» PROBLEM STATEMENT
Find the line containing "Output the web" and copy it exactly, along with every line after it up to and including the line containing "44.8H12C15 41 19". Copy nothing else.

» RAW RECORDS
————

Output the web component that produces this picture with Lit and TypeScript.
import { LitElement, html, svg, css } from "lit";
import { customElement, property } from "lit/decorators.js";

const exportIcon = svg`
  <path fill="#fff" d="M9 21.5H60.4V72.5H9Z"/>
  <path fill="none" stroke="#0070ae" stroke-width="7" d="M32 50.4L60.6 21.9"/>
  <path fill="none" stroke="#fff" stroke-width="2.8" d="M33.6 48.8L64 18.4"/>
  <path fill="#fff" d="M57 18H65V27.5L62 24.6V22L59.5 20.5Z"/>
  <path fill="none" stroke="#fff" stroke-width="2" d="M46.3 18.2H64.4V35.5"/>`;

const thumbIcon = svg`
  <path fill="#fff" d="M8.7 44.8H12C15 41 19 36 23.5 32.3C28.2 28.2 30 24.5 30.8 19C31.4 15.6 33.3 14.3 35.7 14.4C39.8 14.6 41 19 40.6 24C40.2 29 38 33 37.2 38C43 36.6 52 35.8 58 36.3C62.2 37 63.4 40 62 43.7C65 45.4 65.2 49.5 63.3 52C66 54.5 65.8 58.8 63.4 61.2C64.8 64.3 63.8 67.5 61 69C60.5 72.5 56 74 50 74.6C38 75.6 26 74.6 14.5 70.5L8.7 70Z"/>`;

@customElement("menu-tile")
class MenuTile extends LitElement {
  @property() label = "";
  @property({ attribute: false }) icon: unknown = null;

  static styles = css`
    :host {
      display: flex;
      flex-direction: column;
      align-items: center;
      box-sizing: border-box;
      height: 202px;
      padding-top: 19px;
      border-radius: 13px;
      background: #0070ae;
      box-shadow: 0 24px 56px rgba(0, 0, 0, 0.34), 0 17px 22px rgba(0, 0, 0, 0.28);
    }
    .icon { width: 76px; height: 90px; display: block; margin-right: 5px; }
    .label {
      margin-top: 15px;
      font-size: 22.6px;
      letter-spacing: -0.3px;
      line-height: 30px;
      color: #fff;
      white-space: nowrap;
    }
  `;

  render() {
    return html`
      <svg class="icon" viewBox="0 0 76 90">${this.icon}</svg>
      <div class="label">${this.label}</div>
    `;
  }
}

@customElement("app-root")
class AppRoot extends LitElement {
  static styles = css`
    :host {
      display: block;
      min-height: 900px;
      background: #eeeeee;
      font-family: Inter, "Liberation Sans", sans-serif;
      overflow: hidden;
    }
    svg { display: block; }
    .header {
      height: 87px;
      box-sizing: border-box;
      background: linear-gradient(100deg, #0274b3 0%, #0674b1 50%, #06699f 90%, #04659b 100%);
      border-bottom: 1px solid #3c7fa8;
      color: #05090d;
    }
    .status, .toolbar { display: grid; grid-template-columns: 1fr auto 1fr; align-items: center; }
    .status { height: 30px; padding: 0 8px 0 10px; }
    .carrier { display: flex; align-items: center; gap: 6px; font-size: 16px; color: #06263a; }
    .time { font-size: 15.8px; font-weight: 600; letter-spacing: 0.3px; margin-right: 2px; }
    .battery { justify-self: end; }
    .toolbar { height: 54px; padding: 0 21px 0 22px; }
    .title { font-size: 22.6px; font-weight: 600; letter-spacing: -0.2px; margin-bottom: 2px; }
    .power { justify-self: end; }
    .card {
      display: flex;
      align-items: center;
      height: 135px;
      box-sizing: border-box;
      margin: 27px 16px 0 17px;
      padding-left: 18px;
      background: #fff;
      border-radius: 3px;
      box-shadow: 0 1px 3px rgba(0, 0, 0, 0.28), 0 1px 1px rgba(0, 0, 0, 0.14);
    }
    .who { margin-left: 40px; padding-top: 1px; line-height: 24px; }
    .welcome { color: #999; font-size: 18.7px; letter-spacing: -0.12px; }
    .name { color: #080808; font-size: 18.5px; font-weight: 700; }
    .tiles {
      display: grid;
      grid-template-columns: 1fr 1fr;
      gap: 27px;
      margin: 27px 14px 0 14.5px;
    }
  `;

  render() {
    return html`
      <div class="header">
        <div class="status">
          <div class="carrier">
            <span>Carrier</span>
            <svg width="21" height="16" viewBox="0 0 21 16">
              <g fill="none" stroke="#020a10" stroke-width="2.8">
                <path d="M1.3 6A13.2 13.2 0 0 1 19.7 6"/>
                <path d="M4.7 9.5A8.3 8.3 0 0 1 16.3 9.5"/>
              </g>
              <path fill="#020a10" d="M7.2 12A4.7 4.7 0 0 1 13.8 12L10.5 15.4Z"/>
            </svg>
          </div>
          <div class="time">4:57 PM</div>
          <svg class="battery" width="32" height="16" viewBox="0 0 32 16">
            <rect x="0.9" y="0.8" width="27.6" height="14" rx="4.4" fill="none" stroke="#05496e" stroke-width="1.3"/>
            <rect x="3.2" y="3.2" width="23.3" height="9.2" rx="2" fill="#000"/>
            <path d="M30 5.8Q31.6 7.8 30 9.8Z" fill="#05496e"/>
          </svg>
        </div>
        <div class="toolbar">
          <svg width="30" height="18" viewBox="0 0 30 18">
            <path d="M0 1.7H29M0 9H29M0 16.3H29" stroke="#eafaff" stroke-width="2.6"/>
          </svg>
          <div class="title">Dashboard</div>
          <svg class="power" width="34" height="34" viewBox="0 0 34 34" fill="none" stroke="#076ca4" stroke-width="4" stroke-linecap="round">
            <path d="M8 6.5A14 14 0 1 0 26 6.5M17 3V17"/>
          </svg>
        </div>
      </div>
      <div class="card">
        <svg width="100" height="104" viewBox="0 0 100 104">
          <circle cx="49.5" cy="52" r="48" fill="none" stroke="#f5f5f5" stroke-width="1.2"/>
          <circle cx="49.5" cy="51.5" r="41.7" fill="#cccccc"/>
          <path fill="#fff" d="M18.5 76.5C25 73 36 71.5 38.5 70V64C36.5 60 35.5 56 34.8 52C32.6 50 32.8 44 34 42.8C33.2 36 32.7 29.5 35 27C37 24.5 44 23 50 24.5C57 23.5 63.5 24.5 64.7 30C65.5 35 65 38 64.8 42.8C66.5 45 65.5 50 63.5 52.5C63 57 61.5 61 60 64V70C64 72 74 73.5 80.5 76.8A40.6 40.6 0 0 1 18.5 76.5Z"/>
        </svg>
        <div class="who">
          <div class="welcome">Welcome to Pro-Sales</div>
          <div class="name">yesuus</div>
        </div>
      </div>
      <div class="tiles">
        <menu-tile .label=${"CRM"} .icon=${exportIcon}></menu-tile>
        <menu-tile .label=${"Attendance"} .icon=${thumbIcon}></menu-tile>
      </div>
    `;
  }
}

————

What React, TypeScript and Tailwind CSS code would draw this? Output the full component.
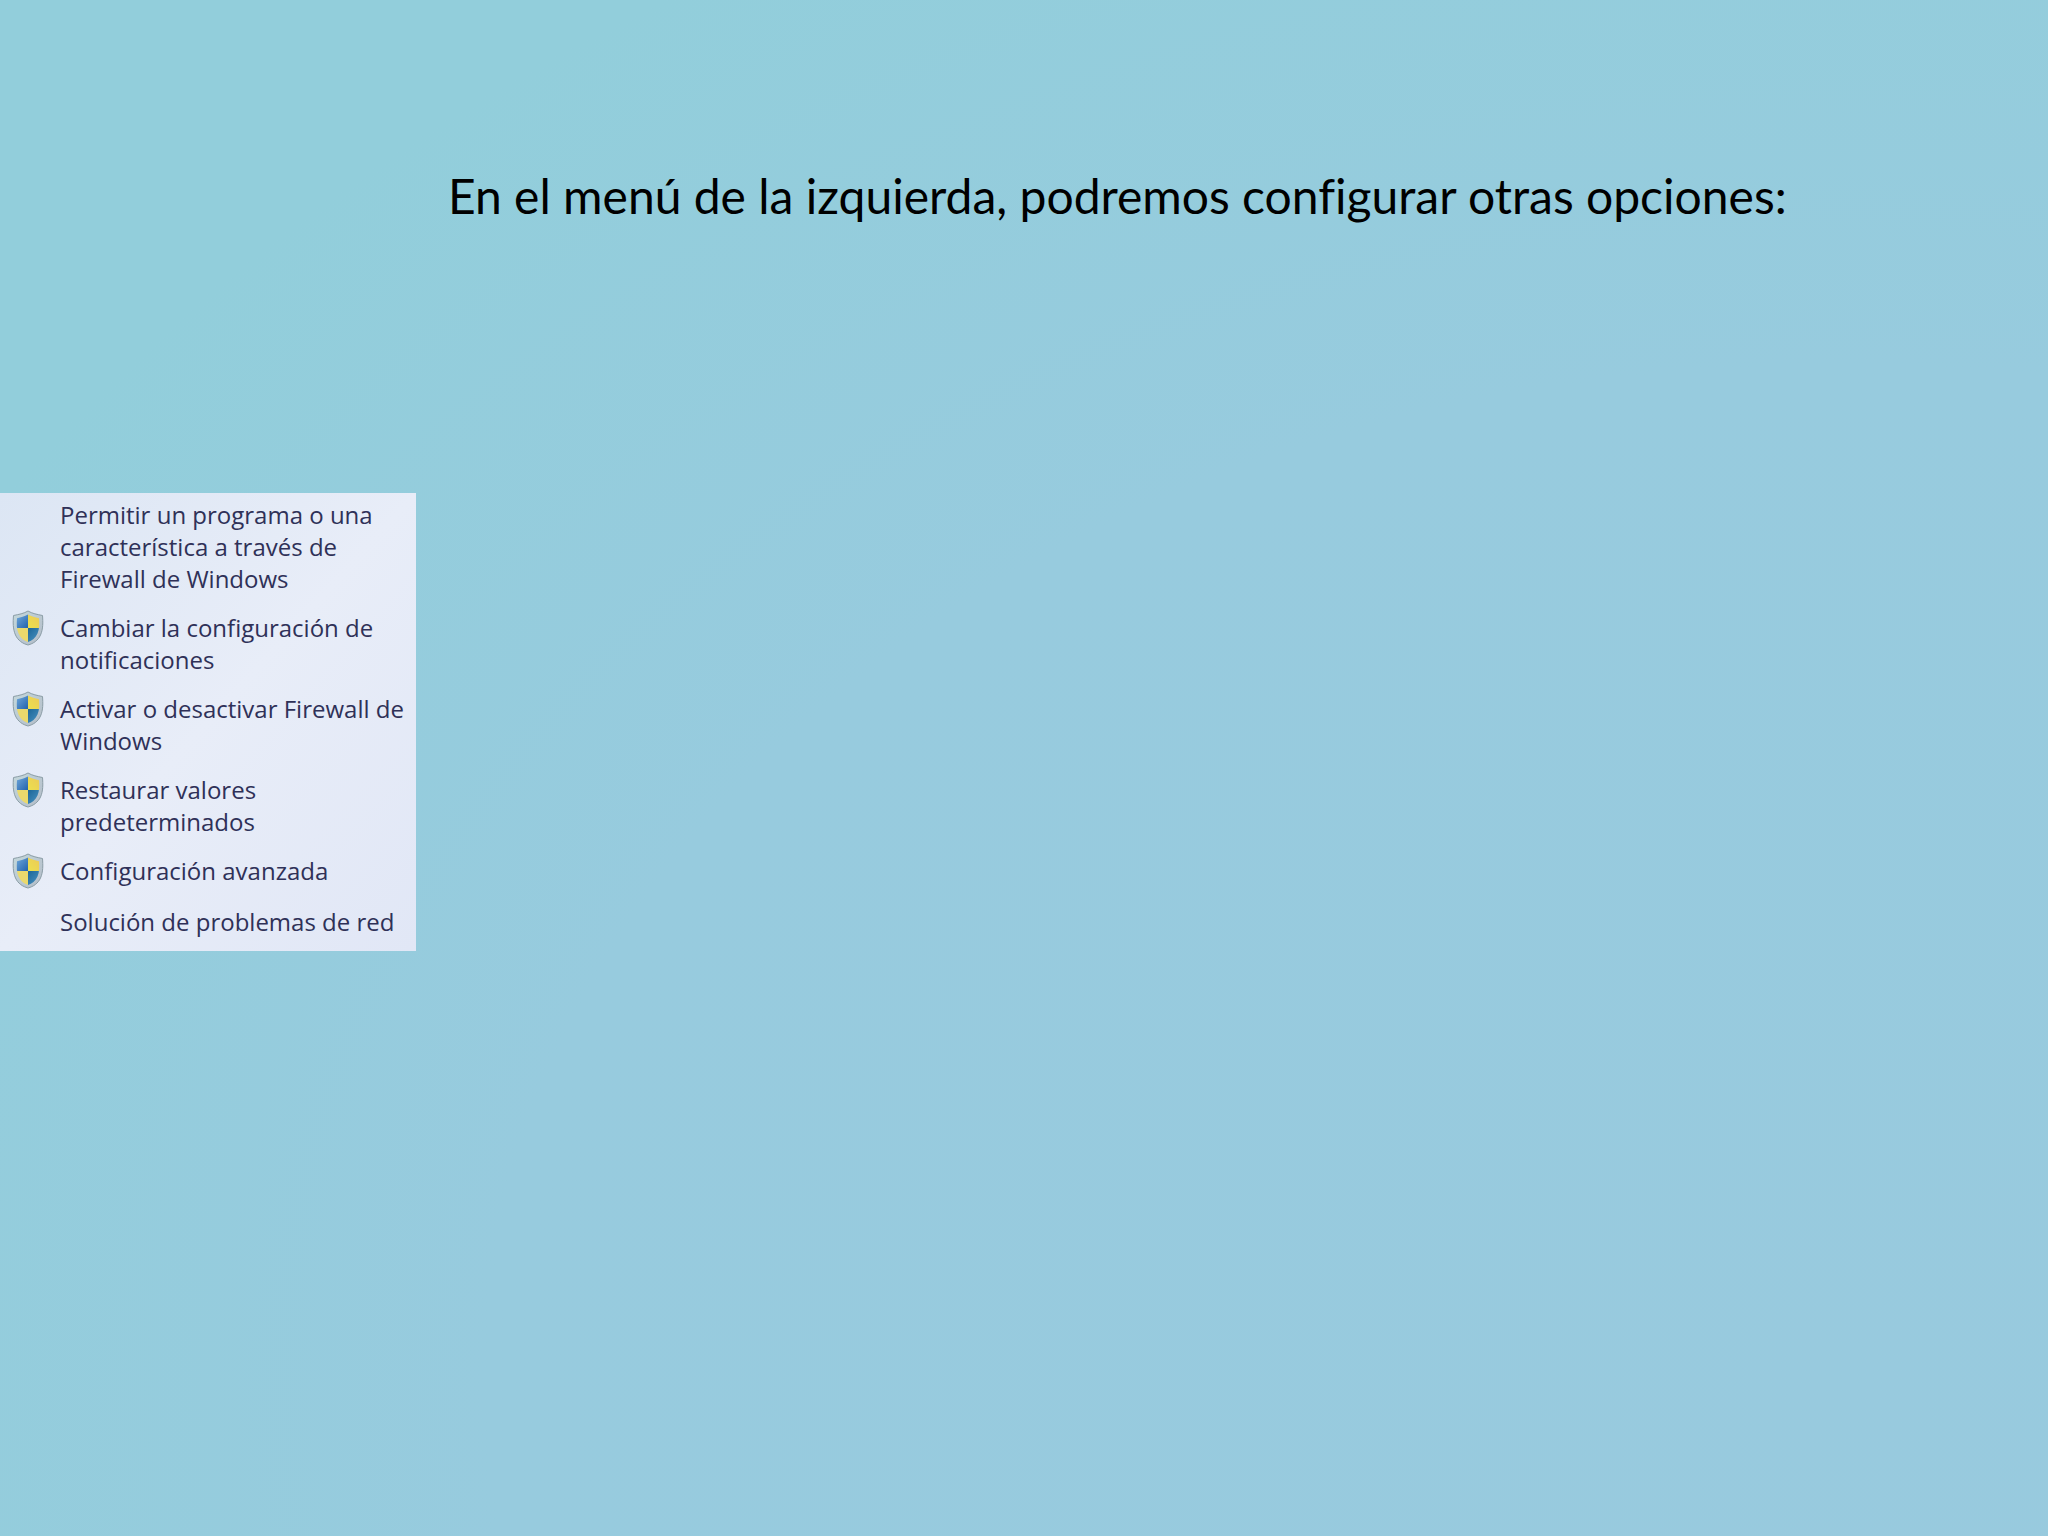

————

» FINAL RESULT
Output the web component that produces this picture with Lit and TypeScript.
import { LitElement, html, svg, css } from "lit";
import { customElement, property } from "lit/decorators.js";

const exportIcon = svg`
  <path fill="#fff" d="M9 21.5H60.4V72.5H9Z"/>
  <path fill="none" stroke="#0070ae" stroke-width="7" d="M32 50.4L60.6 21.9"/>
  <path fill="none" stroke="#fff" stroke-width="2.8" d="M33.6 48.8L64 18.4"/>
  <path fill="#fff" d="M57 18H65V27.5L62 24.6V22L59.5 20.5Z"/>
  <path fill="none" stroke="#fff" stroke-width="2" d="M46.3 18.2H64.4V35.5"/>`;

const thumbIcon = svg`
  <path fill="#fff" d="M8.7 44.8H12C15 41 19 36 23.5 32.3C28.2 28.2 30 24.5 30.8 19C31.4 15.6 33.3 14.3 35.7 14.4C39.8 14.6 41 19 40.6 24C40.2 29 38 33 37.2 38C43 36.6 52 35.8 58 36.3C62.2 37 63.4 40 62 43.7C65 45.4 65.2 49.5 63.3 52C66 54.5 65.8 58.8 63.4 61.2C64.8 64.3 63.8 67.5 61 69C60.5 72.5 56 74 50 74.6C38 75.6 26 74.6 14.5 70.5L8.7 70Z"/>`;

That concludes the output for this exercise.